Be careful what you practise, Lara warns.
“Visualisation flips this pattern,” she explains. “When you repeatedly picture yourself handling challenges well, showing up with confidence, and achieving the outcome you want, you strengthen the belief that you can. And belief fuels action: we only take the risks, opportunities, and stretches we think we’re capable of.”
“You can still prepare thoroughly, but imagine that preparation paying off. See yourself navigating the situation with clarity, capability, and calm. When you mentally experience success first, your behaviour naturally aligns with it, and self-belief becomes an internal game you can win.”
The shift from "What if I fail?" to "What if I succeed?"
“One client, a sole practitioner, transformed her entire practice by learning to back herself,” Lara says.
For years, she held back from fully committing to her business because giving 100% felt risky: if it didn’t work, she believed it would prove she wasn’t good enough. Playing small felt safer than failing.
“Through our work together, she reframed those limiting beliefs, built practical confidence tools, and shifted her focus from fear to possibility. Most importantly, she learned to take charge of her mind rather than letting old patterns dictate her choices,” Lara says.
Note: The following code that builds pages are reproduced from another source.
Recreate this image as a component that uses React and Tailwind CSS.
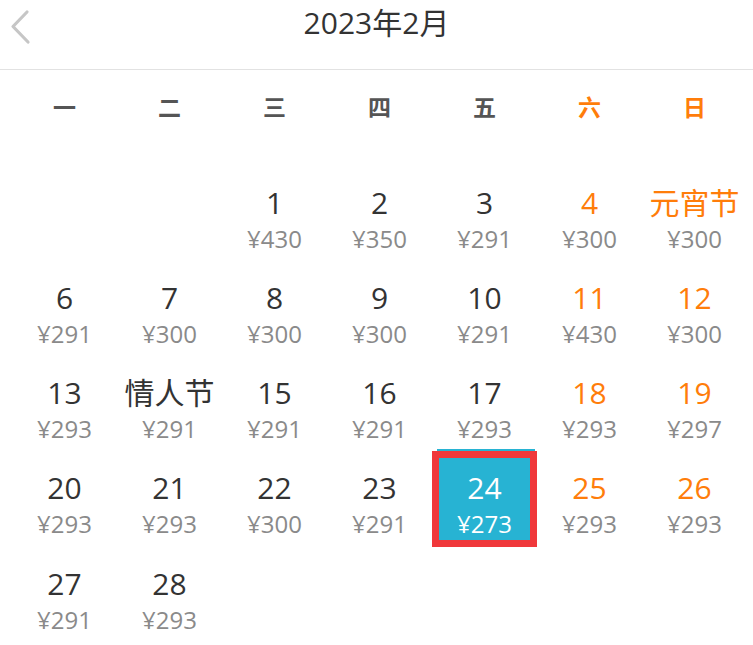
import React from "react";

const weekdays = [
  { label: "一", weekend: false },
  { label: "二", weekend: false },
  { label: "三", weekend: false },
  { label: "四", weekend: false },
  { label: "五", weekend: false },
  { label: "六", weekend: true },
  { label: "日", weekend: true },
];

// leading blanks for Feb 2023 (starts on Wednesday)
const days = [
  null,
  null,
  { d: "1", p: 430 },
  { d: "2", p: 350 },
  { d: "3", p: 291 },
  { d: "4", p: 300, weekend: true },
  { d: "元宵节", p: 300, weekend: true },
  { d: "6", p: 291 },
  { d: "7", p: 300 },
  { d: "8", p: 300 },
  { d: "9", p: 300 },
  { d: "10", p: 291 },
  { d: "11", p: 430, weekend: true },
  { d: "12", p: 300, weekend: true },
  { d: "13", p: 293 },
  { d: "情人节", p: 291 },
  { d: "15", p: 291 },
  { d: "16", p: 291 },
  { d: "17", p: 293 },
  { d: "18", p: 293, weekend: true },
  { d: "19", p: 297, weekend: true },
  { d: "20", p: 293 },
  { d: "21", p: 293 },
  { d: "22", p: 300 },
  { d: "23", p: 291 },
  { d: "24", p: 273, selected: true },
  { d: "25", p: 293, weekend: true },
  { d: "26", p: 293, weekend: true },
  { d: "27", p: 291 },
  { d: "28", p: 293 },
];

function DayCell({ day }) {
  if (!day) return <div className="h-[95px]" />;
  if (day.selected) {
    return (
      <div className="relative h-[96px] border-[7px] border-[#f0383b] bg-[#27b3d3] text-white flex flex-col items-center pt-[12px]">
        <div className="absolute -top-[9px] -left-[2px] -right-[5px] h-[2px] bg-[#27b3d3]" />
        <div className="text-[30px] leading-[36px]">{day.d}</div>
        <div className="text-[24px] leading-[30px] mt-[3px]">¥{day.p}</div>
      </div>
    );
  }
  return (
    <div className="h-[95px] flex flex-col items-center pt-[19px]">
      <div
        className={`text-[30px] leading-[36px] ${
          day.weekend ? "text-[#ff7d0a]" : "text-[#333333]"
        }`}
      >
        {day.d}
      </div>
      <div className="text-[24px] leading-[30px] mt-[3px] text-[#8a8a8a]">¥{day.p}</div>
    </div>
  );
}

export default function App() {
  return (
    <div
      className="w-[753px] h-[645px] bg-white overflow-hidden"
      style={{ fontFamily: "'Open Sans', 'Noto Sans CJK SC', sans-serif" }}
    >
      <div className="relative h-[70px] border-b border-[#e2e2e2] flex justify-center">
        <svg
          className="absolute left-[9px] top-[9px]"
          width="22"
          height="36"
          viewBox="0 0 22 36"
          fill="none"
        >
          <path
            d="M18 3 L4 17.5 L19 33"
            stroke="#c6c6c6"
            strokeWidth="3.2"
            strokeLinecap="round"
            strokeLinejoin="round"
          />
        </svg>
        <div className="pt-[3px] text-[30px] leading-[40px] text-[#333333]">2023年2月</div>
      </div>

      <div className="pl-[12px] grid grid-cols-[repeat(7,105px)]">
        {weekdays.map((w) => (
          <div
            key={w.label}
            className={`h-[96px] pt-[22px] text-center text-[23px] leading-[30px] font-bold ${
              w.weekend ? "text-[#ff7d0a]" : "text-[#555555]"
            }`}
          >
            {w.label}
          </div>
        ))}
        {days.map((day, i) => (
          <DayCell key={i} day={day} />
        ))}
      </div>
    </div>
  );
}
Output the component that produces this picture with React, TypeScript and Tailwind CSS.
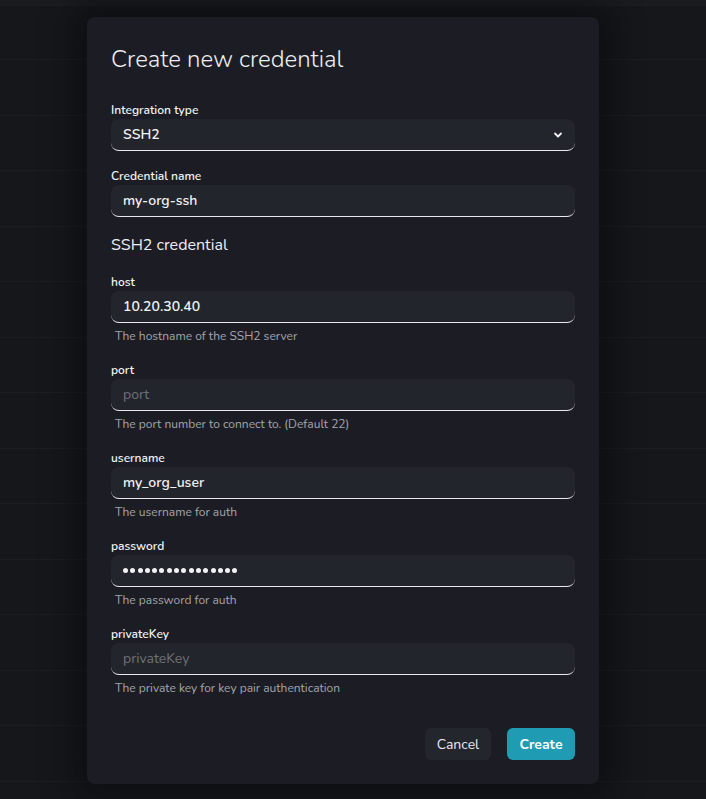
import React from "react";

const font = { fontFamily: "Nunito, Lato, 'Open Sans', sans-serif" };

function Label({ children }: { children: React.ReactNode }) {
  return (
    <div className="text-[12px] leading-[18px] font-semibold text-[#f1f2f4]">{children}</div>
  );
}

function Field({
  label,
  value,
  placeholder,
  helper,
  password,
}: {
  label: string;
  value?: string;
  placeholder?: string;
  helper?: string;
  password?: boolean;
}) {
  return (
    <div className="flex flex-col">
      <Label>{label}</Label>
      <div className="h-[32px] rounded-lg bg-[#23252d] border-b border-[#e8e9ec] flex items-center px-3">
        {value ? (
          password ? (
            <span className="flex gap-[2.3px]">
              {Array.from({ length: 16 }).map((_, i) => (
                <span key={i} className="w-[5px] h-[5px] rounded-full bg-[#f1f2f4]" />
              ))}
            </span>
          ) : (
            <span className="text-[14px] font-semibold text-[#f1f2f4]">{value}</span>
          )
        ) : (
          <span className="text-[14px] text-[#6e717a]">{placeholder}</span>
        )}
      </div>
      {helper && (
        <div className="mt-[5px] pl-1 text-[12px] leading-[16px] text-[#a3a5ab]">{helper}</div>
      )}
    </div>
  );
}

export default function App() {
  const rows = Array.from({ length: 14 });
  return (
    <div className="relative w-[706px] h-[799px] overflow-hidden bg-[#16171b]" style={font}>
      <div className="flex flex-col">
        <div className="h-[6px] bg-[#1a1b1f] border-b border-[#1d1e23]" />
        <div className="h-[54px] border-b border-[#1c1d22]" />
        {rows.map((_, i) => (
          <div key={i} className="h-[55.5px] border-b border-[#1c1d22]" />
        ))}
      </div>

      <div className="absolute left-[87px] top-[17px] w-[512px] h-[767px] rounded-lg bg-[#1c1d24] shadow-[0_0_30px_14px_rgba(8,9,11,0.55)] px-6 pt-6 pb-6 flex flex-col">
        <h1 className="text-[24px] leading-[32px] font-light text-[#eceef1] pt-[2px]">
          Create new credential
        </h1>

        <div className="mt-[26px] flex flex-col">
          <Label>Integration type</Label>
          <div className="h-[32px] rounded-lg bg-[#23252d] border-b border-[#e8e9ec] flex items-center justify-between pl-3 pr-3">
            <span className="text-[14px] font-semibold text-[#f1f2f4]">SSH2</span>
            <svg width="10" height="10" viewBox="0 0 10 10" fill="none">
              <path d="M2 3.5 L5 6.5 L8 3.5" stroke="#f1f2f4" strokeWidth="1.8" strokeLinecap="round" strokeLinejoin="round" />
            </svg>
          </div>
        </div>

        <div className="mt-4">
          <Field label="Credential name" value="my-org-ssh" />
        </div>

        <h2 className="mt-[16px] text-[16px] leading-[24px] text-[#eceef1]">SSH2 credential</h2>

        <div className="mt-[16px] flex flex-col gap-[17px]">
          <Field label="host" value="10.20.30.40" helper="The hostname of the SSH2 server" />
          <Field label="port" placeholder="port" helper="The port number to connect to. (Default 22)" />
          <Field label="username" value="my_org_user" helper="The username for auth" />
          <Field label="password" value="password" password helper="The password for auth" />
          <Field label="privateKey" placeholder="privateKey" helper="The private key for key pair authentication" />
        </div>

        <div className="mt-auto flex justify-end gap-4">
          <button className="h-[32px] w-[66px] rounded-md bg-[#24262e] text-[14px] text-[#e8e9ec]">
            Cancel
          </button>
          <button className="h-[32px] w-[68px] rounded-md bg-[#1f9cb4] text-[14px] font-bold text-white">
            Create
          </button>
        </div>
      </div>
    </div>
  );
}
“Once she started backing herself, everything changed. She hired new staff, moved into larger offices, attracted bigger clients, and created her own version of success. The day-to-day challenges of running a practice didn’t disappear, but she showed up differently: more aligned, more congruent, and far more connected to her values and vision.”
So how about starting to trust yourself a little more in 2026? And question those worse-case scenarios in your head… visualise all the other possibilities that may come about, like a successful outcome and a confident you!